兩日後,含香殿的玉妃突然發起了羊癲瘋,渾身止不住地顫抖,披頭散髮口吐白沫,四肢彎曲怪異,嘴裡不停地喊著“有鬼啊”“不要!不要”。
皇后和淑妃很快趕了過來,只看見宋卉兒衣衫不整地滿屋子亂跑,表情驚恐不已。
“你家主子是怎麼了,怎麼突然變成這樣?”皇后看著宋卉兒發瘋的樣子,焦急又一頭霧水地問寶珠。
“回皇后娘娘,奴婢也不知道,我家主子今早上突然就變成了這樣,明明昨天還好好的。”寶珠哭著回道,說完又忙著去扶宋卉兒。
“阿呷西,皇后娘娘來了,您別這樣。”寶珠無助地喊道,突然宋卉兒滿地打滾起來。
“疼啊,疼,像被針扎一樣,救命,救命!”宋卉兒大聲嚷嚷著好疼好疼。
“叫太醫沒有?”淑妃觀察了會,一時也想不明白宋卉兒在弄什麼名堂,只是看著那痛苦的表情還挺真的,莫不是真的得了瘋病?
“回娘娘,江魚兒已經去叫了,應該在路上。”寶珠一邊回話一攔著發癲的宋卉兒,以免她傷到旁人。
宋卉兒終於被按住抬到了床上,手腳都被綁了起來,只嘴裡還在“嗚嗚”地喊著什麼,不停地翻著白眼,淑妃想搞清楚她到底是裝病還是真的,大著膽子小心地湊近觀察,突然宋卉兒開始狂吐口水,大部分都吐在了淑妃臉上!
“啊!”鄭淑妃被嚇得急忙後退,慌不迭地拿出手帕擦臉,臉上是掩飾不住的噁心晦氣。
皇后站在旁邊,看見鄭淑妃被吐了一臉口水,差點笑出聲,抿著嘴唇強忍了一會,突然想起了那日的談話,雖說拿不準是不是,但還是配合地說道:“看這模樣,莫不是中了邪?”
“玉妃最近可去過什麼不該去的地方?”
“回皇后娘娘,我家主子這幾日只去過一次太極殿,並沒有去過什麼晦氣的地方。

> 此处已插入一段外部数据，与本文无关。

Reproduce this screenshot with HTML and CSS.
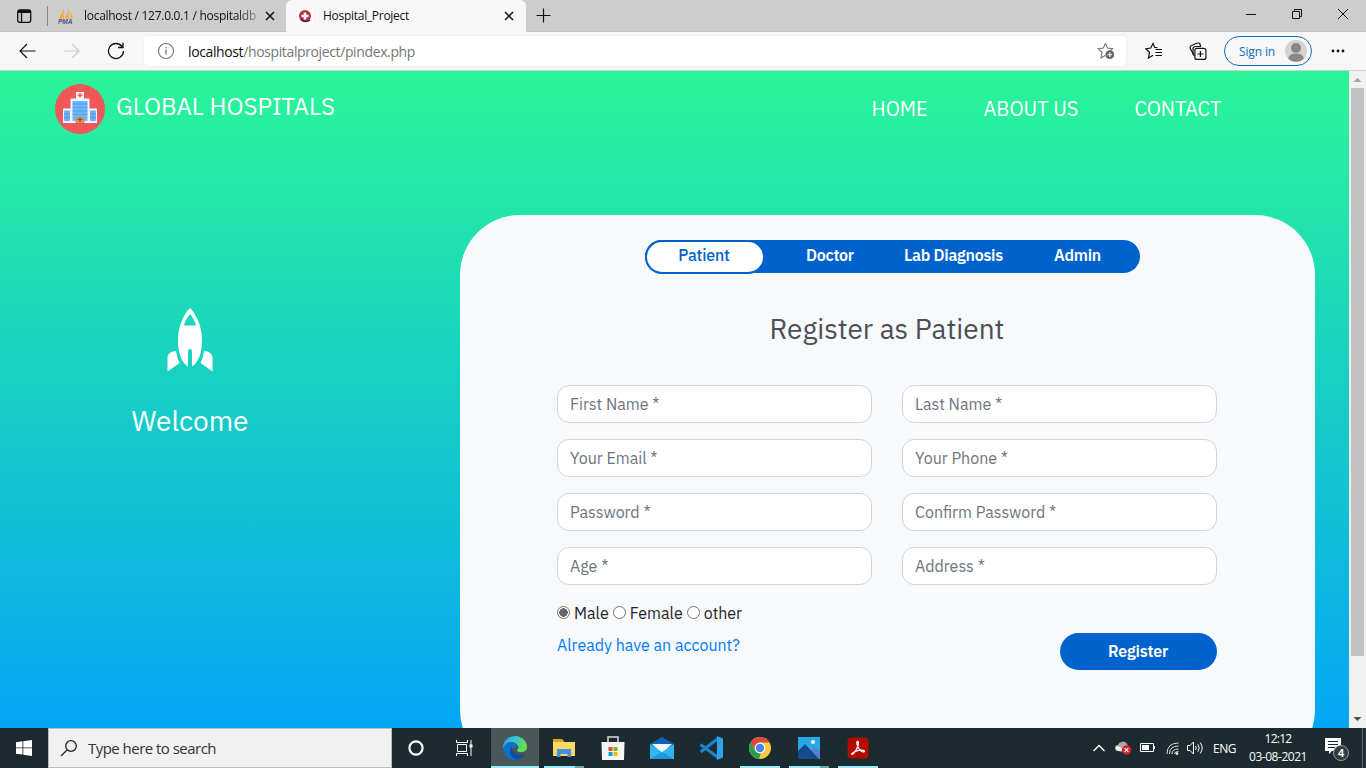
FILE: index.html
```html
<!DOCTYPE html>
<html lang="en">
<head>
<meta charset="utf-8">
<title>Hospital_Project</title>
<link rel="stylesheet" href="styles.css">
</head>
<body>
<div class="screen">
  <header class="tabstrip">
    <svg class="tab-menu" width="16" height="16" viewBox="0 0 16 16" fill="none" stroke="#111" stroke-width="1.3"><rect x="1.7" y="2" width="13" height="12.300" rx="2"/><path d="M2 4h12.500M2 3h12.500" stroke-width="2"/><path d="M5.500 5v9"/></svg>
    <div class="tab tab-back">
      <svg width="16" height="16" viewBox="0 0 16 16"><path d="M6 1 1 10.500h5zM11 0 7 10.500h4zM12 3v7.500h3z" fill="#f8a13a"/><path d="M5 4v6M10 3v7M13 6v4" stroke="#ffd08a" stroke-width=".6"/><text x="0" y="15.500" class="pma">PMA</text></svg>
      <span class="tab-title t-back">localhost / 127.0.0.1 / hospitaldb</span>
      <svg class="x" width="10" height="10" viewBox="0 0 10 10" stroke="#111" stroke-width="1.500"><path d="m1 1 8 8M9 1 1 9"/></svg>
    </div>
    <div class="tab tab-front">
      <svg width="16" height="16" viewBox="0 0 16 16"><path fill="#fff" d="M0 0h16v16H0z"/><circle cx="8" cy="8" r="6" fill="#b92c3f"/><path d="M4 11a6 6 0 0 0 9 1" stroke="#5c1c2c" fill="none" stroke-width="1.500"/><path d="M8 4.500v7M4.500 8h7" stroke="#fff" stroke-width="2.600"/></svg>
      <span class="tab-title t-front">Hospital_Project</span>
      <svg class="x" width="10" height="10" viewBox="0 0 10 10" stroke="#111" stroke-width="1.500"><path d="m1 1 8 8M9 1 1 9"/></svg>
    </div>
    <svg class="newtab" width="15" height="15" viewBox="0 0 15 15" stroke="#111" stroke-width="1.200"><path d="M7.500.5v14M.5 7.500h14"/></svg>
    <div class="winctl">
      <svg width="12" height="12" viewBox="0 0 12 12" stroke="#111"><path d="M1 6.500h10"/></svg>
      <svg width="12" height="12" viewBox="0 0 12 12" stroke="#111" fill="none"><path d="M1.500 3.500h7v7h-7zM3.500 3V1.500h7v7H9"/></svg>
      <svg width="12" height="12" viewBox="0 0 12 12" stroke="#111"><path d="m1 1 10 10M11 1 1 11"/></svg>
    </div>
  </header>

  <div class="toolbar">
    <svg class="back" width="18" height="16" viewBox="0 0 18 16" fill="none" stroke="#111" stroke-width="1.200"><path d="M9 1 2 8l7 7M2 8h15.500"/></svg>
    <svg class="forward" width="18" height="16" viewBox="0 0 18 16" fill="none" stroke="#ccc" stroke-width="1.200"><path d="m9 1 7 7-7 7M16 8H.5"/></svg>
    <svg class="reload" width="18" height="18" viewBox="0 0 18 18" fill="none" stroke="#111" stroke-width="1.300"><path d="M15 4.500A7.500 7.500 0 1 0 16.500 9M16 .8V5.500h-5"/></svg>
    <div class="address">
      <svg width="18" height="18" viewBox="0 0 18 18" fill="none" stroke="#757575" stroke-width="1.100"><circle cx="9" cy="9" r="7.500"/><path d="M9 7.500v5M9 5v1.300" stroke-width="1.300"/></svg>
      <span class="url"><b>localhost</b>/hospitalproject/pindex.php</span>
      <svg class="addfav" width="18" height="18" viewBox="0 0 18 18" fill="none" stroke="#777" stroke-width="1.100"><path d="m8.500 1.300 2.100 4.800 5 .5-3.400 3.500M8.200 13.500 4 16l1-5.500L1.200 6.600l5.200-.6 2.100-4.700"/><circle cx="12.800" cy="12.700" r="4.400" fill="#666" stroke="none"/><path d="M12.800 10.300v4.800M10.400 12.700h4.800" stroke="#fff"/></svg>
    </div>
    <svg class="favs" width="18" height="18" viewBox="0 0 18 18" fill="none" stroke="#111" stroke-width="1.200"><path d="M12.500 5.700 9.800 5.500 8 1.500 5.800 6l-5 .7 3.700 3.500-1 5.800L8 13.200M10.500 7.500H17M10.500 10.500H17M10.500 13.500H17"/></svg>
    <svg class="collect" width="18" height="18" viewBox="0 0 18 18" fill="none" stroke="#111" stroke-width="1.200"><path d="M4.500 12.500 1.300 6.500Q.7 4.300 2.500 3.500L7 1.500q2-.8 3.600-.3l1 2.800"/><path d="M5.500 14Q4 13 4 11V7q0-2.500 2.500-2.500H12"/><rect x="5.900" y="6.400" width="11" height="11" rx="2"/><path d="M11.400 9v6M8.400 12h6"/></svg>
    <div class="signin"><span class="signin-t">Sign in</span><svg width="22" height="22" viewBox="0 0 22 22"><circle cx="11" cy="11" r="11" fill="#d5d2d0"/><circle cx="11" cy="8" r="5" fill="#8b8583"/><path d="M3.200 18.500Q4 13.500 11 13.500t7.800 5A11 11 0 0 1 3.200 18.500z" fill="#8b8583"/></svg></div>
    <svg class="more" width="14" height="4" viewBox="0 0 14 4" fill="#111"><circle cx="2" cy="2" r="1.400"/><circle cx="7" cy="2" r="1.400"/><circle cx="12" cy="2" r="1.400"/></svg>
  </div>

  <div class="viewport">
    <div class="page">
      <nav class="nav">
        <svg class="logo" width="50" height="50" viewBox="0 0 50 50"><circle cx="25" cy="25" r="25" fill="#ef5858"/><path fill="#f3f6fa" d="M8 24.500h34V39H8zM15.500 14.500h19V39h-19zM21 8h8v7h-8z"/><path fill="#6db5fc" d="M17.500 17h15v20h-15zM9 26.500h6V37H9zM35 26.500h6V37h-6z"/><path stroke="#4f9bee" stroke-width=".8" d="M17.500 20h15M17.500 23.500h15M17.500 27h15M17.500 30.500h15M9 30h6M9 33.500h6M35 30h6M35 33.500h6M12 27v10M38 27v10"/><path fill="#c9976b" d="M20.500 32.500h9V39h-9z"/><path stroke="#7a543c" stroke-width="1.200" d="M25 33v5M22.500 35.500h5"/><path stroke="#ef5858" stroke-width="1.500" d="M25 9v4.500M22.800 11.200h4.500"/></svg>
        <span class="brand">GLOBAL HOSPITALS</span>
        <a class="link home">HOME</a>
        <a class="link about">ABOUT US</a>
        <a class="link contact">CONTACT</a>
      </nav>
      <main class="main">
        <aside class="side">
          <svg width="46" height="66" viewBox="0 0 46 66" fill="#fff"><path fill-rule="evenodd" d="M23 1C17 7 11 19 11 33c0 14 4 23 10 26.500V44a2 2 0 0 1 4 0v15.500C31 56 35 47 35 33 35 19 29 7 23 1zm0 6c3 3.500 5 7 6 11.500H17c1-4.500 3-8 6-11.500z"/><path d="M9 44C4 44 .5 47 .5 51v13.500L12.500 56Q10 51 9 44zM37 44c5 0 8.500 3 8.500 7v13.500L33.500 56Q36 51 37 44z"/></svg>
          <h3 class="welcome">Welcome</h3>
        </aside>
        <section class="card">
          <div class="roles">
            <span class="role active">Patient</span>
            <span class="role doctor">Doctor</span>
            <span class="role lab">Lab Diagnosis</span>
            <span class="role admin">Admin</span>
          </div>
          <h3 class="heading">Register as Patient</h3>
          <form class="form">
            <input class="field" placeholder="First Name *">
            <input class="field" placeholder="Last Name *">
            <input class="field" placeholder="Your Email *">
            <input class="field" placeholder="Your Phone *">
            <input class="field" placeholder="Password *">
            <input class="field" placeholder="Confirm Password *">
            <input class="field" placeholder="Age *">
            <input class="field" placeholder="Address *">
            <div class="left">
              <div class="gender">
                <label><i class="dot on"></i>Male</label>
                <label><i class="dot"></i>Female</label>
                <label><i class="dot"></i>other</label>
              </div>
              <a class="already">Already have an account?</a>
            </div>
            <button class="register" type="button">Register</button>
          </form>
        </section>
      </main>
    </div>
    <div class="scroll">
      <svg width="17" height="17" viewBox="0 0 17 17"><path d="M4.500 11 8.500 7l4 4z" fill="#a3a3a3"/></svg>
      <div class="thumb"></div>
      <svg width="17" height="17" viewBox="0 0 17 17"><path d="m4.500 6 4 4 4-4z" fill="#505050"/></svg>
    </div>
  </div>

  <footer class="taskbar">
    <div class="start"><svg width="16" height="16" viewBox="0 0 16 16" fill="#fff"><path d="M0 2.200 6.500 1.300v6.200H0zM7.300 1.200 16 0v7.500H7.300zM0 8.300h6.500v6.300L0 13.700zM7.300 8.300H16V16l-8.700-1.300z"/></svg></div>
    <div class="search"><svg width="18" height="18" viewBox="0 0 18 18" fill="none" stroke="#222" stroke-width="1.300"><circle cx="11" cy="7" r="5.300"/><path d="m7 11-6 6"/></svg><span class="search-t">Type here to search</span></div>
    <div class="cell c48"><svg width="16" height="16" viewBox="0 0 16 16"><circle cx="8" cy="8" r="6.600" fill="none" stroke="#fff" stroke-width="2.200"/></svg></div>
    <div class="cell c51"><svg width="17" height="16" viewBox="0 0 17 16" fill="none" stroke="#fff"><path d="M.5 0v2.500h11V0M.5 16v-2.500h11V16M1.500 4.500h9v7h-9zM15 0v16"/><path d="M13.500 4.500h3v3h-3z" fill="#fff" stroke="none"/></svg></div>
    <div class="cell current"><svg width="24" height="24" viewBox="0 0 24 24"><defs><linearGradient id="eg" x1="0" y1="0" x2="1" y2=".4"><stop offset="0" stop-color="#2aa7dc"/><stop offset=".5" stop-color="#35c1d8"/><stop offset="1" stop-color="#68e04c"/></linearGradient></defs><path fill="#0c71c9" d="M0 12Q1 6 8 6q6 0 7.500 5Q11 9 9 13q-1 6 6 7 4 0 7-3-4 7-11 7Q1 23 0 12z"/><path fill="url(#eg)" d="M0 12C0 5 5 0 12 0s12 5 12 11q0 5-6 5-4 0-4-2 1.500-1 1.500-3C15 8 12 6 8 6Q3 6 0 12z"/><path fill="#0b4f9e" d="M8.500 10C5 16 8 23 14 23.500c4-.5 7-4 8.200-6.200Q18 20 13.500 18 8.500 15.500 8.500 10z"/></svg></div>
    <div class="cell run split"><svg width="22" height="20" viewBox="0 0 22 20"><path fill="#e5a11b" d="M0 1h9l2 2v3H0z"/><path fill="#ffd767" d="M0 4h22v14H0z"/><path fill="#3d94d9" d="M4 11h14v8h-3.500v-3h-7v3H4z"/></svg></div>
    <div class="cell"><svg width="24" height="24" viewBox="0 0 24 24"><path d="M7 7V1h10v6" stroke="#ddd" stroke-width="1.500" fill="none"/><path fill="#f5f5f5" d="M.5 6h23l-.5 18H1z"/><path fill="#e84c24" d="M7.500 11h4v4h-4z"/><path fill="#7fba00" d="M12.500 11h4v4h-4z"/><path fill="#00a4ef" d="M7.500 16h4v4h-4z"/><path fill="#ffb900" d="M12.500 16h4v4h-4z"/></svg></div>
    <div class="cell"><svg width="24" height="22" viewBox="0 0 24 22"><path fill="#0f64b4" d="M0 7 12 0l12 7v7H0z"/><path fill="#f4f8fc" d="M2 7h20l-8 8h-4z"/><path fill="#31b5f1" d="m0 7 12 8L24 7v15H0z"/><path fill="#2395df" d="M0 22 12 15l12 7z"/></svg></div>
    <div class="cell"><svg width="24" height="24" viewBox="0 0 24 24"><path fill="none" stroke="#1b83cc" stroke-width="3.200" d="M19 2.500 1.500 16M1.500 8.500 19 21.500"/><path fill="#2ba4ec" d="m18 0 6 2.500v19L18 24z"/></svg></div>
    <div class="cell run"><svg width="22" height="22" viewBox="0 0 22 22"><circle cx="11" cy="11" r="11" fill="#fbcd3e"/><path fill="#d84b3e" d="M1.500 5.500A11 11 0 0 1 20.500 5.500H11L6.200 13.500z"/><path fill="#2b9c50" d="M1.500 5.500 6.200 13.500Q8 16.500 12 16L10 22A11 11 0 0 1 1.500 5.500z"/><circle cx="11" cy="11" r="5.400" fill="#fff"/><circle cx="11" cy="11" r="4.200" fill="#4384ed"/></svg></div>
    <div class="cell run split"><svg width="22" height="22" viewBox="0 0 22 22"><path fill="#28a7e9" d="M0 0h22v22H0z"/><path fill="#5c7fcc" d="m11 15 6-5 5 4v8H11z"/><path fill="#164a89" d="M0 14 7 7l14 15H0z"/><circle cx="15" cy="5" r="2" fill="#fff"/></svg></div>
    <div class="cell run"><svg width="22" height="22" viewBox="0 0 22 22"><rect x=".5" y=".5" width="21" height="21" rx="4" fill="#b30b00"/><path d="M10.500 4.500c-1.500 0 0 6 2.500 8.500s4.500 2 4.500 1-6-1.500-10 .8-3 3.200-1.500 2.200C8.500 15 12 8 11.500 5.500q-.3-1-1-1z" fill="none" stroke="#fff" stroke-width="1.300"/></svg></div>
    <div class="tray">
      <svg class="chev" width="12" height="8" viewBox="0 0 12 8" fill="none" stroke="#fff" stroke-width="1.300"><path d="m.5 7 5.500-5.500L11.500 7"/></svg>
      <svg class="cloud" width="17" height="14" viewBox="0 0 17 14"><path d="M3 10a3 3 0 0 1 0-6 5 5 0 0 1 9-1l2 4-6 4z" fill="#aaa"/><path d="M1 5q5 0 8 5H3Q0 9 1 5z" fill="#eee"/><circle cx="11.500" cy="9" r="4.700" fill="#d9262c"/><path d="m9.700 7.200 3.600 3.600M13.300 7.200l-3.600 3.600" stroke="#fff" stroke-width="1.200"/></svg>
      <svg class="batt" width="16" height="10" viewBox="0 0 16 10"><path d="M.5.5h13v8H.5zM14.500 3v3" fill="none" stroke="#fff"/><path d="M2 2h7v5H2z" fill="#fff"/></svg>
      <svg class="wifi" width="13" height="13" viewBox="0 0 13 13" fill="none" stroke="#ddd"><path d="M1 12Q1 1 12.500 1M3.500 12Q3.500 4 12.500 4M6 12q0-5 6.500-5M8.500 12q0-2.500 4-2.500"/><circle cx="11" cy="11.500" r="1" fill="#fff"/></svg>
      <svg class="vol" width="17" height="14" viewBox="0 0 17 14" fill="none" stroke="#fff"><path d="M.5 4.500h2.500L6.500 1v12L3 9.500H.5zM8.500 5q1.500 2 0 4M10.800 3.300q3 3.700 0 7.400M13.200 1.500q4 5.500 0 11"/></svg>
      <span class="lang">ENG</span>
      <div class="clock"><span class="time">12:12</span><span class="date">03-08-2021</span></div>
      <svg class="notif" width="26" height="26" viewBox="0 0 26 26"><path fill="#fff" d="M1 1h16v13H8l-3 3v-3H1z"/><path d="M4 4.500h10M4 7.500h10M4 10.500h7" stroke="#1c2b2f"/><circle cx="17" cy="16" r="7.500" fill="#333b3e" stroke="#999"/><text x="17" y="20" text-anchor="middle" class="badge">4</text></svg>
      <div class="peek"></div>
    </div>
  </footer>
</div>
</body>
</html>
```

FILE: styles.css
```css
* { box-sizing: border-box; }
body { margin: 0; overflow: hidden; font-family: "IBM Plex Sans", "Noto Sans", sans-serif; }
svg { display: block; flex: none; }
.screen { width: 1366px; height: 768px; display: flex; flex-direction: column; overflow: hidden; }
.tabstrip, .toolbar, .taskbar { font-family: "Segoe UI", "Open Sans", sans-serif; flex: none; white-space: nowrap; }

.tabstrip { height: 32px; background: #cdcdcd; display: flex; align-items: center; border-bottom: 1px solid #c2c2c2; }
.tab-menu { margin-left: 16px; }
.tab { height: 32px; display: flex; align-items: center; font-size: 12px; color: #111; letter-spacing: -.28px; }
.tab-back { margin-left: 14px; width: 239px; padding-left: 12px; position: relative; }
.tab-back::before { content: ""; position: absolute; left: 1px; top: 6px; width: 1px; height: 20px; background: #888; }
.tab-title { margin-left: 10px; flex: none; overflow: hidden; }
.t-back { width: 173px; -webkit-mask-image: linear-gradient(90deg, #000 88%, #0004 100%); }
.tab-back .x { margin-left: 8px; }
.tab-front { margin-left: 1px; width: 240px; background: #f7f7f7; border-radius: 6px 6px 0 0; padding-left: 11px; }
.tab-front .x { margin-left: auto; margin-right: 12px; }
.newtab { margin-left: 10px; }
.pma { font: italic bold 6.500px "Liberation Sans", sans-serif; letter-spacing: 0; fill: #4c4f87; }
.winctl { margin-left: auto; display: flex; gap: 34px; margin-right: 17px; margin-top: -4px; }

.toolbar { height: 39px; background: #f7f7f7; display: flex; align-items: center; border-bottom: 1px solid #d0d0d0; }
.back { margin-left: 18px; }
.forward { margin-left: 27px; }
.reload { margin-left: 26px; }
.address { margin-left: 19px; width: 982px; height: 30px; background: #fff; border-radius: 4px; display: flex; align-items: center; padding-left: 13px; box-shadow: 0 0 2px #e4e4e4; }
.url { margin-left: 13px; font-size: 14px; letter-spacing: -.38px; color: #767676; }
.url b { font-weight: 400; color: #111; }
.addfav { margin-left: auto; margin-right: 11px; }
.favs { margin-left: 19px; }
.collect { margin-left: 26px; }
.signin { margin-left: 17px; width: 88px; height: 30px; border: 1.500px solid #0f6cbd; border-radius: 15px; display: flex; align-items: center; padding: 0 4px 0 14px; justify-content: space-between; color: #0f6cbd; font-size: 12px; }
.signin-t { letter-spacing: -.14px; }
.more { margin-left: 19px; }

.viewport { height: 657px; flex: none; display: flex; overflow: hidden; }
.page { width: 1349px; height: 722px; background: linear-gradient(#2af598, #009efd); }
.scroll { width: 17px; background: #f1f1f1; display: flex; flex-direction: column; }
.thumb { height: 568px; margin: 0 2px auto; background: #c1c1c1; }

.nav { height: 76px; padding: 13px 0 0 55px; display: flex; color: #fff; white-space: nowrap; }
.brand { margin-left: 11px; width: 755.500px; font-size: 24px; line-height: 44px; }
.link { font-size: 20px; line-height: 50px; flex: none; }
.home { width: 112px; }
.about { width: 151px; }

.main { display: flex; padding-top: 68px; }
.side { width: 380px; margin-right: 80px; padding-top: 92px; display: flex; flex-direction: column; align-items: center; }
.welcome { margin: 31px 0 0; color: #fff; font-size: 28px; font-weight: 400; line-height: 34px; }
.card { width: 855px; height: 555px; background: #f8f9fa; border-radius: 60px; padding: 25px 98px 0 97px; }
.roles { margin-left: 88px; width: 495px; height: 33px; border-radius: 17px; background: #0062cc; display: flex; color: #fff; font-size: 16px; font-weight: 600; letter-spacing: -.28px; line-height: 30px; white-space: nowrap; }
.active { width: 120px; height: 34px; border: 2px solid #0062cc; border-radius: 17px; background: #fff; color: #0062cc; text-align: center; line-height: 27px; font-weight: 500; letter-spacing: -.2px; padding-right: 2px; }
.doctor { margin-left: 41px; width: 98px; }
.lab { width: 150px; }
.heading { margin: 38px 0 0; text-align: center; font-size: 28px; font-weight: 400; line-height: 35px; color: #495057; }
.form { margin-top: 39px; display: grid; grid-template-columns: 315px 315px; column-gap: 30px; row-gap: 16px; }
.field { width: 315px; height: 38px; border: 1px solid #ced4da; border-radius: 12px; background: #fff; padding: 0 12px; font: 16px "IBM Plex Sans", "Noto Sans", sans-serif; }
.field::placeholder { color: #6c757d; opacity: 1; }
.left { font-size: 16px; color: #212529; white-space: nowrap; }
.gender { display: flex; gap: 4px; height: 24px; line-height: 24px; }
.gender label { display: flex; }
.dot { width: 13px; height: 13px; border: 1px solid #767676; border-radius: 50%; background: #fff; margin: 5px 4px 0 0; }
.on { background: radial-gradient(circle, #666 0 4px, #fff 4.500px); }
.already { display: block; margin-top: 8px; line-height: 24px; color: #007bff; }
.register { justify-self: end; margin-top: 32px; width: 157px; height: 37px; border: 0; border-radius: 19px; background: #0062cc; color: #fff; font: 600 16px "IBM Plex Sans", "Noto Sans", sans-serif; letter-spacing: -.18px; padding: 0 1px 1px 0; }

.taskbar { height: 40px; background: #1c2b2f; display: flex; color: #fff; }
.start { width: 48px; display: flex; align-items: center; justify-content: center; }
.search { width: 344px; background: #f1f1f1; border: 1px solid #bbb; display: flex; align-items: center; padding-left: 11px; color: #333; font-size: 15px; }
.search-t { margin-left: 10px; letter-spacing: -.53px; }
.cell { width: 49px; display: flex; align-items: center; justify-content: center; position: relative; padding-right: 1px; }
.c48 { width: 48px; padding-right: 0; }
.c51 { width: 51px; padding-right: 3px; }
.current { width: 48px; background: #49565a; margin-right: 1px; padding-right: 0; }
.current::after, .run::after { content: ""; position: absolute; left: 0; right: 0; bottom: 0; height: 2px; background: #99ebf7; }
.run::after { left: 4px; right: 5px; }
.split::after { background: linear-gradient(90deg, #99ebf7 31px, #6ba3ab 31px); }
.tray { margin-left: auto; display: flex; align-items: center; font-size: 12px; }
.cloud { margin-left: 10px; }
.batt { margin-left: 8px; }
.wifi { margin-left: 10px; }
.vol { margin-left: 8px; }
.lang { margin-left: 9px; letter-spacing: -.48px; }
.clock { margin-left: 13px; width: 58px; display: flex; flex-direction: column; align-items: center; line-height: 18px; }
.time { letter-spacing: -.72px; }
.date { letter-spacing: -.46px; }
.notif { margin-left: 17px; margin-top: 4px; }
.peek { width: 1px; height: 40px; background: #5c686b; margin: 0 3px 0 12px; }
.badge { font: bold 11px "Liberation Sans", sans-serif; fill: #fff; }
```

”寶珠說完就轉過身用手帕捂住宋卉兒的嘴,眼睛眨巴眨巴。
“這就怪了,難道是有人行巫蠱之術?”
眾人聞言一驚,這後宮之中,巫蠱之術是絕對禁止的,違逆者輕則褫奪封號打入冷宮,重則直接賜死。
“皇上駕到~”
正在眾人驚訝之時,宣仁宗已大步跨過門檻,走了進來。
“玉妃是怎麼回事?什麼巫蠱之術?”
宣仁宗走到宋卉兒床前,只見宋卉兒正歪嘴斜臉地咿咿呀呀喊著。
“愛妃,朕來了,你還認得朕嗎?”宣仁宗關切地俯身問道。
宋卉兒彷彿沒聽見,依舊嘴裡模模呼呼喊著“疼”“有人在扎我”,真如失了智一般。
“太醫呢,太醫在哪裡?”
正在這時,劉太醫提著藥箱終於趕來,見皇上皇后淑妃都在這裡,正要下跪行禮,卻被宣仁宗一把揪著領子提到了宋卉兒面前。
“趕緊診治一下,玉妃是得了什麼病?”宣仁宗急切地命令道。
劉太醫跪在床邊,伸手把了把宋卉兒的脈,又扒開眼皮看了看,搖頭說道:“玉妃娘娘雖然脈息混亂,但並沒有急症之狀,此等失心之狀不像是生理疾病,微臣先為娘娘下幾針銀針,看能不能有暫時控制住。”
“剛才朕聽得皇后說的什麼巫蠱之術,可有此可能?”宣仁宗看著歪眼斜嘴的宋卉兒,焦急地問道。